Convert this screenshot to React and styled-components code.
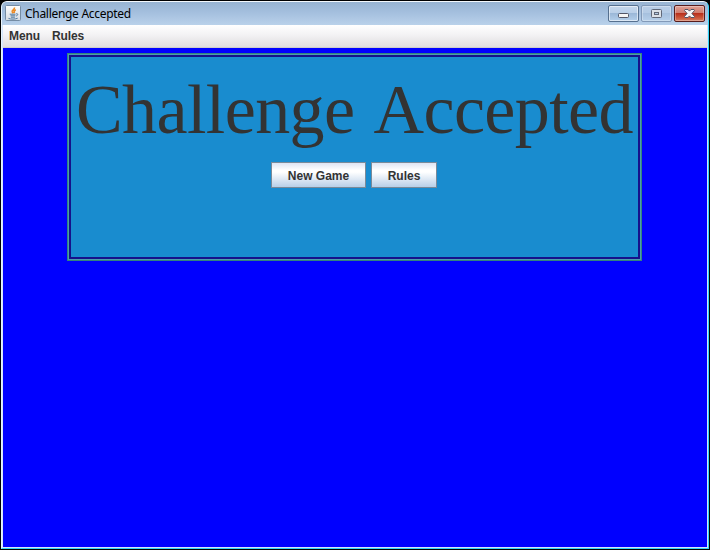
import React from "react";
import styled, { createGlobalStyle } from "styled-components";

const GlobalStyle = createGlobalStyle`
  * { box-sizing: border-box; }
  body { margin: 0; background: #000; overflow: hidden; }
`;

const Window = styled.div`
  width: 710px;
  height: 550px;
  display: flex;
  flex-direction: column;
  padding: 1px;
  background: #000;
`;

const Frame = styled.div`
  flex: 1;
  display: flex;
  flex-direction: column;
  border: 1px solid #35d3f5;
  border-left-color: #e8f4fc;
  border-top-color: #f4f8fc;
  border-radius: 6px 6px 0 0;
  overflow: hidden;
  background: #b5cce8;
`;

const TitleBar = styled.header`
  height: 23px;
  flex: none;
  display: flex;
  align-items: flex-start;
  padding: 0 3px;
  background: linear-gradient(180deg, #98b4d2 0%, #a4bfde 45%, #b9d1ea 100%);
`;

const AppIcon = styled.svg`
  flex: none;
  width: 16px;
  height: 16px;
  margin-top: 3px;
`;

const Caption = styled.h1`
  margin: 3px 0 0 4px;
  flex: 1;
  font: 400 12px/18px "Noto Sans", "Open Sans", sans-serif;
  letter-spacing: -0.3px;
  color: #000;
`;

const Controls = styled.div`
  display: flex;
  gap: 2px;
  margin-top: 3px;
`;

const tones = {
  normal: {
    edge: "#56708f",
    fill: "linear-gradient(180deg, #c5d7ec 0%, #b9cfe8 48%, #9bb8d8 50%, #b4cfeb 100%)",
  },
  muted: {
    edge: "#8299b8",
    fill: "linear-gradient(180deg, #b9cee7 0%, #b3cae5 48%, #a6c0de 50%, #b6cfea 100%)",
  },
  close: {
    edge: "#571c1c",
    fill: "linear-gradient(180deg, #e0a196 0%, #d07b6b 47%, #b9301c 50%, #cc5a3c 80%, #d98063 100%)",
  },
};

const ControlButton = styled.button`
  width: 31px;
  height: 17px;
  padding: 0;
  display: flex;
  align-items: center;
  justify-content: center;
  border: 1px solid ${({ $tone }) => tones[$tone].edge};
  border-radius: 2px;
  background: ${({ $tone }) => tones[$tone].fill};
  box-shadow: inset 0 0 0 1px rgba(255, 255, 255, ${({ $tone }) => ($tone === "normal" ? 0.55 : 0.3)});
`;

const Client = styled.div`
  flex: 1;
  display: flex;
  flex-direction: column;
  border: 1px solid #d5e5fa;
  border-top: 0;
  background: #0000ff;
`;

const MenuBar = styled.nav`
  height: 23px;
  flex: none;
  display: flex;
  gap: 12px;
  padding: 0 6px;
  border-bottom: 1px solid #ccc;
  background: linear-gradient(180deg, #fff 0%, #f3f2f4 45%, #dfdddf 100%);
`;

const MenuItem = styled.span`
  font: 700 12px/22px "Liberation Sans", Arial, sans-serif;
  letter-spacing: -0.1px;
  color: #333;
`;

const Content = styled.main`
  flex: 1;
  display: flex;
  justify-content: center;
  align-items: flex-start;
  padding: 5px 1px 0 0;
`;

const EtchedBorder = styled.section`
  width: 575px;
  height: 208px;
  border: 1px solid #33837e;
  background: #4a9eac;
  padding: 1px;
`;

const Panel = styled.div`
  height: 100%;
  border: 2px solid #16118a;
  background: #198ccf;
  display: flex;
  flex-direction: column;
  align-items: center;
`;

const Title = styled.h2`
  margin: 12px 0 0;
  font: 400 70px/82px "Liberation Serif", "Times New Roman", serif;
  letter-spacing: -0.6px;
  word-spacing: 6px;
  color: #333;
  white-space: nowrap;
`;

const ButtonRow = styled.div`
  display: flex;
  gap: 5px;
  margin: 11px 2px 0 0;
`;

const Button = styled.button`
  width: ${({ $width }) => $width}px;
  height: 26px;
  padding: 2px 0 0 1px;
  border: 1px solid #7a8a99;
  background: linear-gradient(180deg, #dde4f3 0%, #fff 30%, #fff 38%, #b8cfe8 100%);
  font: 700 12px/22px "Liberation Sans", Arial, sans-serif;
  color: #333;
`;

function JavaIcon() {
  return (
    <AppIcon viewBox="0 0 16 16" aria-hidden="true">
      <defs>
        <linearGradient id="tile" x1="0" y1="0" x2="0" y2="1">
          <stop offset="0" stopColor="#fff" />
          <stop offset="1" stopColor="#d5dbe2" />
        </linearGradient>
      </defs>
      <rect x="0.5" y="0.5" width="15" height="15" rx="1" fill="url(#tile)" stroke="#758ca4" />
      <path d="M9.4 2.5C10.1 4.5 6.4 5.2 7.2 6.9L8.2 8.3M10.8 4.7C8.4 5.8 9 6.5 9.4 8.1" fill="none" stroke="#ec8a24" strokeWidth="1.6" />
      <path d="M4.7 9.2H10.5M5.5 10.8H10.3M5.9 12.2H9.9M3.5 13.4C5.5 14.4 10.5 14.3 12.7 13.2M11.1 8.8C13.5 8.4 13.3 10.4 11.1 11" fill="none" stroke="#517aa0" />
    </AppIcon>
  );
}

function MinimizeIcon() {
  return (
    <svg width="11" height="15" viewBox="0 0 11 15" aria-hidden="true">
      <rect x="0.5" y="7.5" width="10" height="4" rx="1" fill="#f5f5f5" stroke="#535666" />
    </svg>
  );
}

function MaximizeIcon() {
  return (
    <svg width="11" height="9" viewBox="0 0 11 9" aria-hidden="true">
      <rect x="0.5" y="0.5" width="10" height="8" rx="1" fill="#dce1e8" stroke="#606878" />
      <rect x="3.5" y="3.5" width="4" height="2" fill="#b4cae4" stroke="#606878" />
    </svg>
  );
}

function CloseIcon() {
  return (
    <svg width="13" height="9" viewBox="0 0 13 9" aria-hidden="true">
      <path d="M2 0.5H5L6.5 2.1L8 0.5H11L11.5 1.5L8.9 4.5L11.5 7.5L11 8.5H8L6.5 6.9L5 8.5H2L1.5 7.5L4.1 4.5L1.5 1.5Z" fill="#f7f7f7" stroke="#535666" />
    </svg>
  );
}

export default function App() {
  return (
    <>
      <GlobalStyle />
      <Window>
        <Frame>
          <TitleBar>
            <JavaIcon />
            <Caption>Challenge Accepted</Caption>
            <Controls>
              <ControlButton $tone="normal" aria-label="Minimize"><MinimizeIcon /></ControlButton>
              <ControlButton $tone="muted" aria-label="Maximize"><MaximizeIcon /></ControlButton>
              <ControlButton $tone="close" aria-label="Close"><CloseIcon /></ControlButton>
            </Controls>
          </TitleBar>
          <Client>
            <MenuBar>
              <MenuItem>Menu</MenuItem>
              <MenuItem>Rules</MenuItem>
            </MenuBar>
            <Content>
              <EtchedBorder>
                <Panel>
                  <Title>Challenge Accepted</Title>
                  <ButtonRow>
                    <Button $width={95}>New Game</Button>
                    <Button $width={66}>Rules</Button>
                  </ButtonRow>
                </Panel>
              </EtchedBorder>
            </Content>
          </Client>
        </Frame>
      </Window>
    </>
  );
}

---

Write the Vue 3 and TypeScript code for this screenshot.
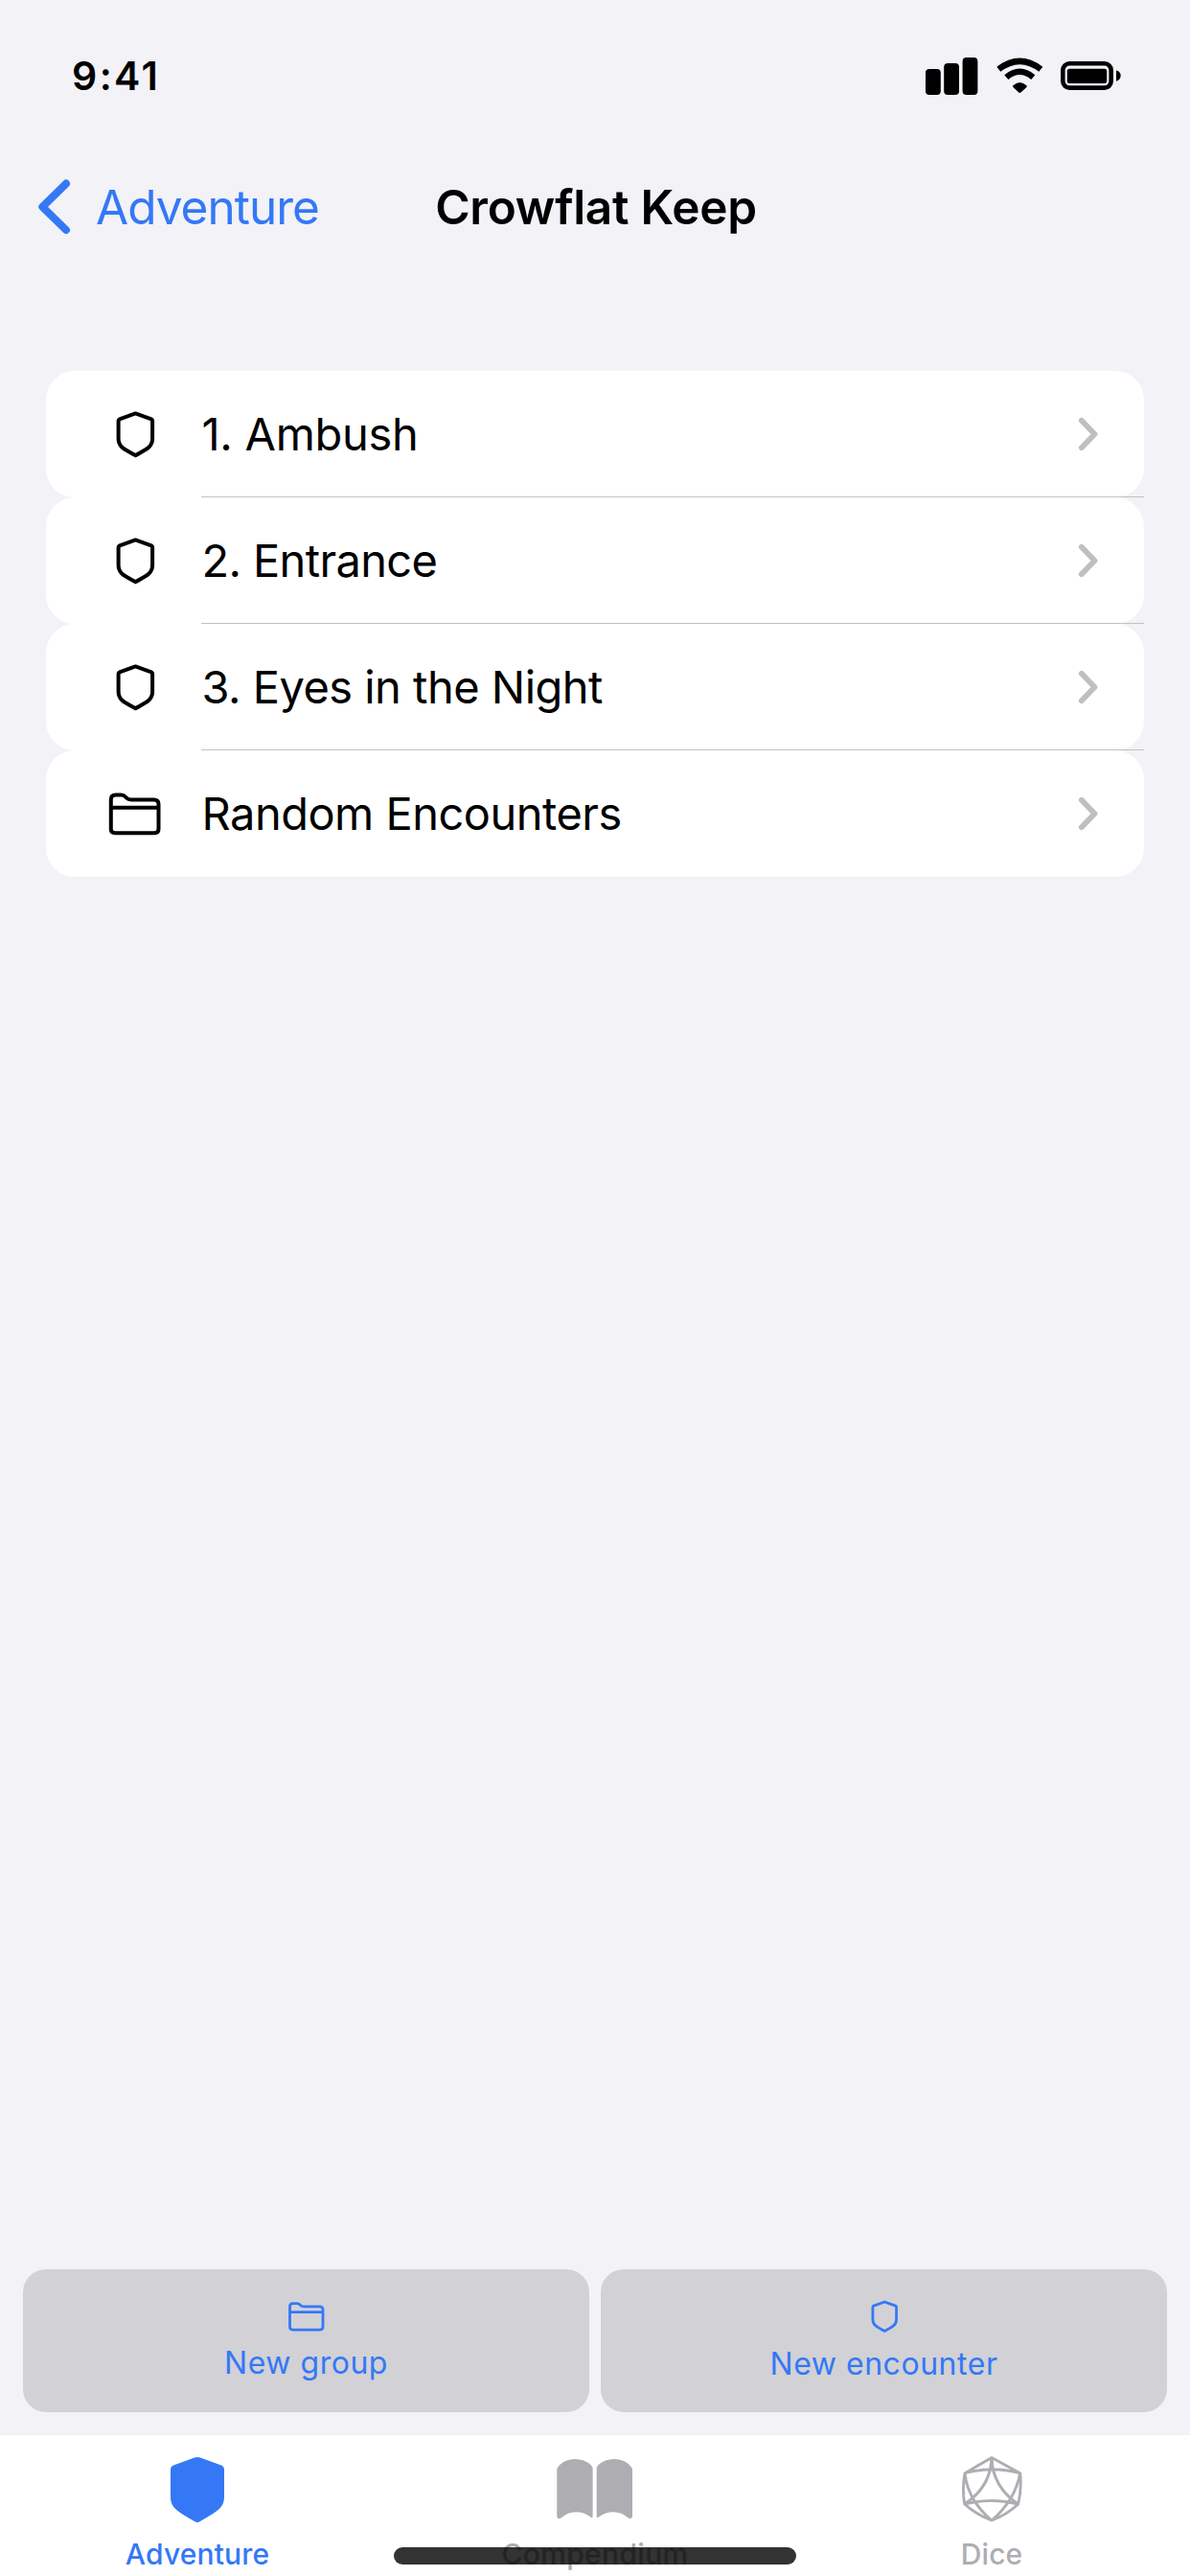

| What the task asks |
Look through the data above. Copy every line with the string "React" in it.

| Result |
Convert this screenshot to React and styled-components code.
import React from "react";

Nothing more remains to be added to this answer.